The history of a Brooklyn neighborhood and its fetid canal.
The Gowanus Canal was created in the mid-1800s by enlarging an existing creek, creating a passageway nearly 2 miles long from the Upper Bay into Brooklyn for commercial shipping. Because the city has always tried to handle drainage of the surrounding marshy areas and local sewage disposal on the cheap, it has also been an open sewer for more than 150 years. In this debut history, Time Out New York associate editor Alexiou claims, "the Gowanus is a microcosm—a lens through which to view the passage of history, and in particular the growth of Brooklyn and its unique identity in relation to its environs." He accordingly recounts the entire history of the creek, canal, and neighborhood from its earliest settlement by the Dutch to the present day, including the development of the canal and industrial Brooklyn in the 19th century and the neighborhood's decline in the postindustrial second half of the 20th century. The canal was designated a Superfund site in 2010, and the neighborhood is enjoying a renaissance of small-scale development and gentrification. Alexiou's narrative is well-researched and moves along in a confident and lively manner, but it suffers from a lack of focus. The author presents an unusually well-defined case history of the interaction of the private and public sectors generating growth and prosperity through a unique piece of urban infrastructure at a terrible environmental cost that still has not been fully addressed.
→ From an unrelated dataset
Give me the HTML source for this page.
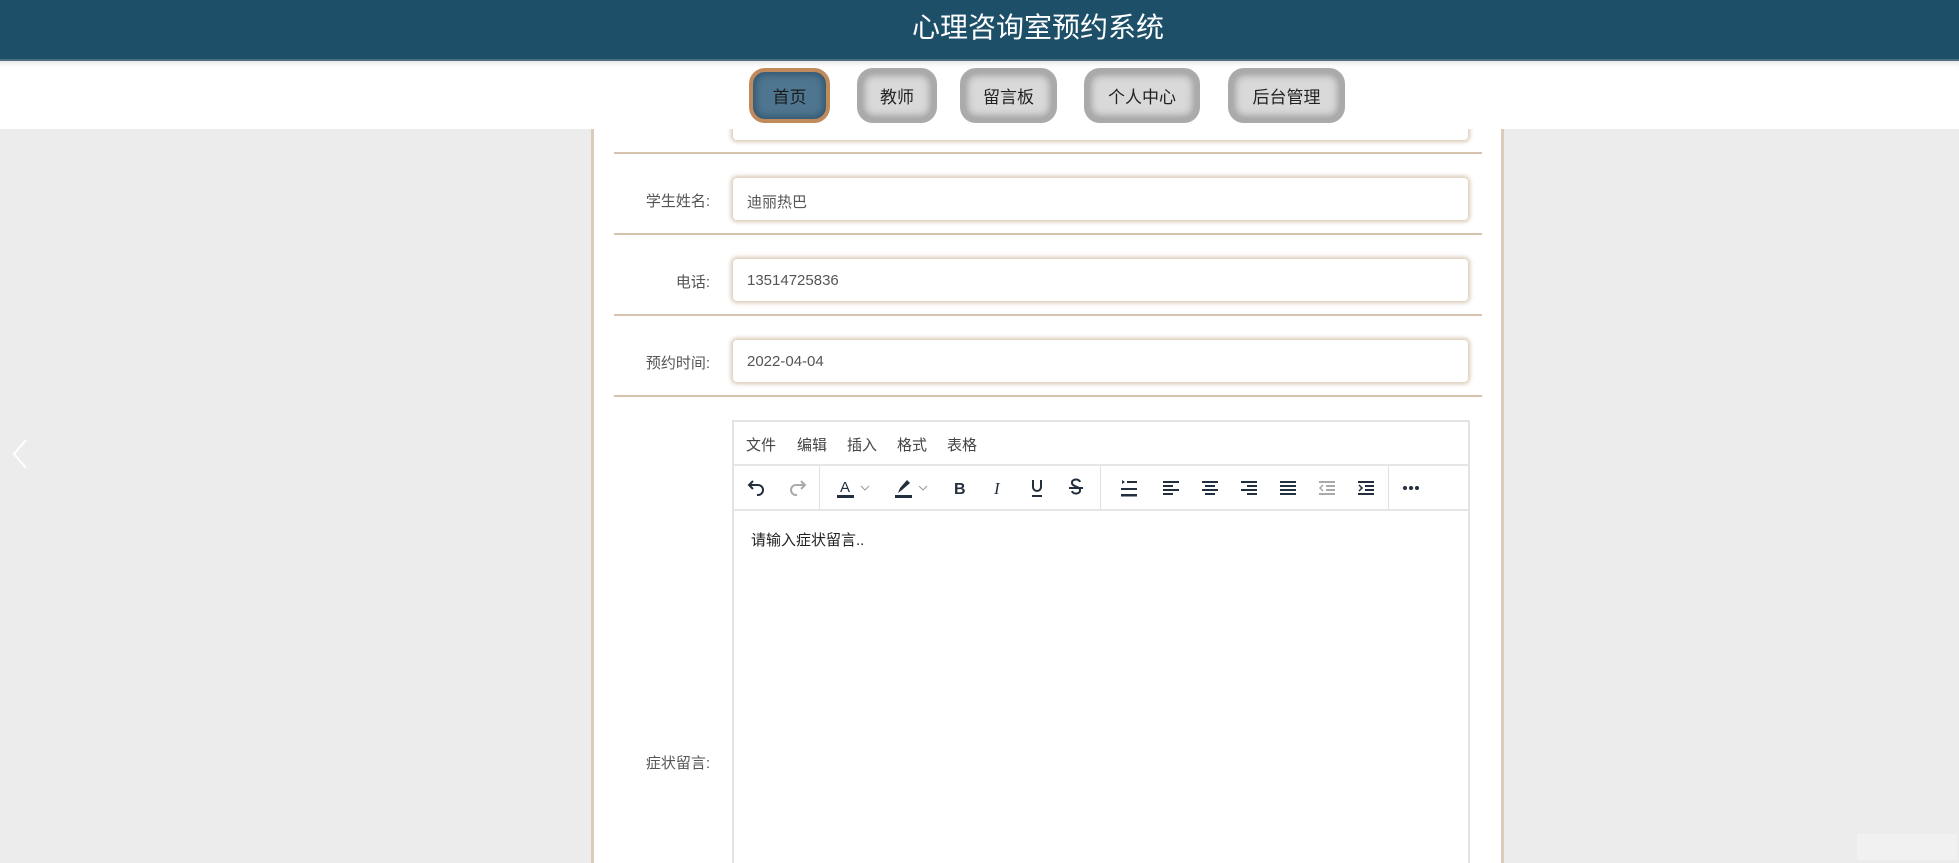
<!DOCTYPE html>
<html><head><meta charset="utf-8"><style>
*{margin:0;padding:0;box-sizing:border-box}
body{width:1959px;height:863px;overflow:hidden;background:#ececec;font-family:"Liberation Sans","Noto Sans CJK SC",sans-serif;position:relative}
.hdr{position:absolute;left:0;top:0;width:1959px;height:61px;background:#1e4f69;border-bottom:2px solid #4c6f82;z-index:3}
.hdr h1{position:absolute;left:912px;top:6px;font-size:28px;font-weight:normal;color:#fff}
.nav{position:absolute;left:0;top:61px;width:1959px;height:68px;background:#fff;box-shadow:inset 0 6px 6px -4px rgba(0,0,0,.12);z-index:2}
.btn{position:absolute;top:7px;height:55px;border-radius:16px;border:4px solid #aaa;background:#d9d9d9;box-shadow:inset 0 0 8px 3px #9b9b9b;font-size:17px;color:#222;display:flex;align-items:center;justify-content:center}
.btn.on{border-color:#c08a5c;background:#4f7690;box-shadow:inset 0 0 8px 2px #2e5168;color:#1b1b1b}
.panel{position:absolute;left:591px;top:129px;width:913px;height:734px;background:#fff;border-left:3px solid #dccbb9;border-right:3px solid #dccbb9;overflow:hidden;z-index:1}
.line{position:absolute;left:20px;width:868px;height:2px;background:#d5c3ad}
.inp{position:absolute;left:138px;width:737px;height:44px;border:1px solid #e4d6c6;border-radius:5px;box-shadow:0 0 4px 1px #d8c6b2;font-size:15px;color:#555;padding:13px 0 0 14px}
.lab{position:absolute;width:116px;left:0;text-align:right;font-size:15px;color:#555}
.ed{position:absolute;left:138px;top:291px;width:738px;height:460px;border:2px solid #e3e3e3}
.menu{height:44px;border-bottom:2px solid #e6e6e6;font-size:15px;color:#444;position:relative}
.menu span{position:absolute;top:12px}
.tb{height:45px;border-bottom:2px solid #e6e6e6;position:relative}
.dv{position:absolute;top:0;width:1px;height:43px;background:#e0e0e0}
.ic{position:absolute;top:10px}
</style></head><body>
<div class="hdr"><h1>心理咨询室预约系统</h1></div>
<div class="nav">
<div class="btn on" style="left:749px;width:81px">首页</div>
<div class="btn" style="left:857px;width:80px">教师</div>
<div class="btn" style="left:960px;width:97px">留言板</div>
<div class="btn" style="left:1084px;width:116px">个人中心</div>
<div class="btn" style="left:1228px;width:117px">后台管理</div>
</div>
<div class="panel">
<div class="inp" style="top:-30px;height:42px"></div>
<div class="line" style="top:23px"></div>
<div class="lab" style="top:61px">学生姓名:</div>
<div class="inp" style="top:48px">迪丽热巴</div>
<div class="line" style="top:104px"></div>
<div class="lab" style="top:142px">电话:</div>
<div class="inp" style="top:129px">13514725836</div>
<div class="line" style="top:185px"></div>
<div class="lab" style="top:223px">预约时间:</div>
<div class="inp" style="top:210px">2022-04-04</div>
<div class="line" style="top:266px"></div>
<div class="lab" style="top:623px">症状留言:</div>
<div class="ed">
<div class="menu"><span style="left:12px">文件</span><span style="left:63px">编辑</span><span style="left:113px">插入</span><span style="left:163px">格式</span><span style="left:213px">表格</span></div>
<div class="tb">
<div class="dv" style="left:85px"></div><div class="dv" style="left:366px"></div><div class="dv" style="left:654px"></div>
<svg class="ic" style="left:11px" width="24" height="24" viewBox="0 0 24 24" fill="none" stroke="#222f3e" stroke-width="2"><path d="M8 5L4 9l4 4M4 9h9a5 5 0 0 1 0 10h-1"/></svg>
<svg class="ic" style="left:51px" width="24" height="24" viewBox="0 0 24 24" fill="none" stroke="#aaa" stroke-width="2"><path d="M16 5l4 4-4 4M20 9h-9a5 5 0 0 0 0 10h1"/></svg>
<svg class="ic" style="left:100px" width="24" height="24" viewBox="0 0 24 24"><text x="6" y="16" font-size="15" font-family="Liberation Sans" fill="#222f3e">A</text><rect x="3" y="19" width="17" height="3" fill="#222f3e"/></svg>
<svg class="ic" style="left:124px" width="14" height="24" viewBox="0 0 14 24" fill="none" stroke="#999"><path d="M3 10l4 4 4-4"/></svg>
<svg class="ic" style="left:158px" width="24" height="24" viewBox="0 0 24 24"><path d="M6 17l2-5 7-8 3 3-8 7z" fill="#222f3e"/><rect x="3" y="19" width="17" height="3" fill="#222f3e"/></svg>
<svg class="ic" style="left:182px" width="14" height="24" viewBox="0 0 14 24" fill="none" stroke="#999"><path d="M3 10l4 4 4-4"/></svg>
<svg class="ic" style="left:214px" width="24" height="24" viewBox="0 0 24 24"><text x="6" y="18" font-size="16" font-weight="bold" font-family="Liberation Sans" fill="#222f3e">B</text></svg>
<svg class="ic" style="left:253px" width="24" height="24" viewBox="0 0 24 24"><text x="7" y="18" font-size="17" font-style="italic" font-family="Liberation Serif" fill="#222f3e">I</text></svg>
<svg class="ic" style="left:291px" width="24" height="24" viewBox="0 0 24 24" fill="none" stroke="#222f3e" stroke-width="2"><path d="M8 4v7a4 4 0 0 0 8 0V4M7 20h10"/></svg>
<svg class="ic" style="left:330px" width="24" height="24" viewBox="0 0 24 24" fill="none" stroke="#222f3e" stroke-width="2"><path d="M16 6a4 3 0 0 0-8 1c0 4 8 3 8 7a4 3 0 0 1-8 1M5 12h14"/></svg>
<svg class="ic" style="left:383px" width="24" height="24" viewBox="0 0 24 24" fill="#222f3e"><path d="M5 4l3 2-3 2z"/><rect x="10" y="5" width="10" height="2"/><rect x="4" y="12" width="16" height="2"/><rect x="4" y="18" width="16" height="2.5"/></svg>
<svg class="ic" style="left:425px" width="24" height="24" viewBox="0 0 24 24" fill="#222f3e"><rect x="4" y="5" width="16" height="2"/><rect x="4" y="9" width="10" height="2"/><rect x="4" y="13" width="16" height="2"/><rect x="4" y="17" width="10" height="2"/></svg>
<svg class="ic" style="left:464px" width="24" height="24" viewBox="0 0 24 24" fill="#222f3e"><rect x="4" y="5" width="16" height="2"/><rect x="7" y="9" width="10" height="2"/><rect x="4" y="13" width="16" height="2"/><rect x="7" y="17" width="10" height="2"/></svg>
<svg class="ic" style="left:503px" width="24" height="24" viewBox="0 0 24 24" fill="#222f3e"><rect x="4" y="5" width="16" height="2"/><rect x="10" y="9" width="10" height="2"/><rect x="4" y="13" width="16" height="2"/><rect x="10" y="17" width="10" height="2"/></svg>
<svg class="ic" style="left:542px" width="24" height="24" viewBox="0 0 24 24" fill="#222f3e"><rect x="4" y="5" width="16" height="2"/><rect x="4" y="9" width="16" height="2"/><rect x="4" y="13" width="16" height="2"/><rect x="4" y="17" width="16" height="2"/></svg>
<svg class="ic" style="left:581px" width="24" height="24" viewBox="0 0 24 24" fill="#aaa"><rect x="4" y="5" width="16" height="2"/><rect x="11" y="9" width="9" height="2"/><rect x="11" y="13" width="9" height="2"/><rect x="4" y="17" width="16" height="2"/><path d="M8 9l-3 3 3 3" fill="none" stroke="#aaa" stroke-width="1.5"/></svg>
<svg class="ic" style="left:620px" width="24" height="24" viewBox="0 0 24 24" fill="#222f3e"><rect x="4" y="5" width="16" height="2"/><rect x="11" y="9" width="9" height="2"/><rect x="11" y="13" width="9" height="2"/><rect x="4" y="17" width="16" height="2"/><path d="M5 9l3 3-3 3" fill="none" stroke="#222f3e" stroke-width="1.5"/></svg>
<svg class="ic" style="left:665px" width="24" height="24" viewBox="0 0 24 24" fill="#222f3e"><circle cx="6" cy="12" r="2"/><circle cx="12" cy="12" r="2"/><circle cx="18" cy="12" r="2"/></svg>
</div>
<div style="padding:18px 0 0 17px;font-size:15px;color:#222">请输入症状留言..</div>
</div>
</div>
<svg style="position:absolute;left:10px;top:438px" width="20" height="32" viewBox="0 0 20 32" fill="none" stroke="#fff" stroke-width="2"><path d="M16 2L4 16l12 14"/></svg>
<div style="position:absolute;left:1857px;top:834px;width:100px;height:26px;background:#f1f1f1"></div>
</body></html>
However, Alexiou makes room for extensive sections on the Battle of Brooklyn in the Revolutionary War, the personal struggles of developer Edwin Litchfield with the city, amateur baseball, and organized crime wars in Brooklyn, all colorful and legitimate topics for a local history but distractions from a central theme that the author leaves largely implicit.
This thorough, overdue, rambling history reaches for special significance but fails to grasp it.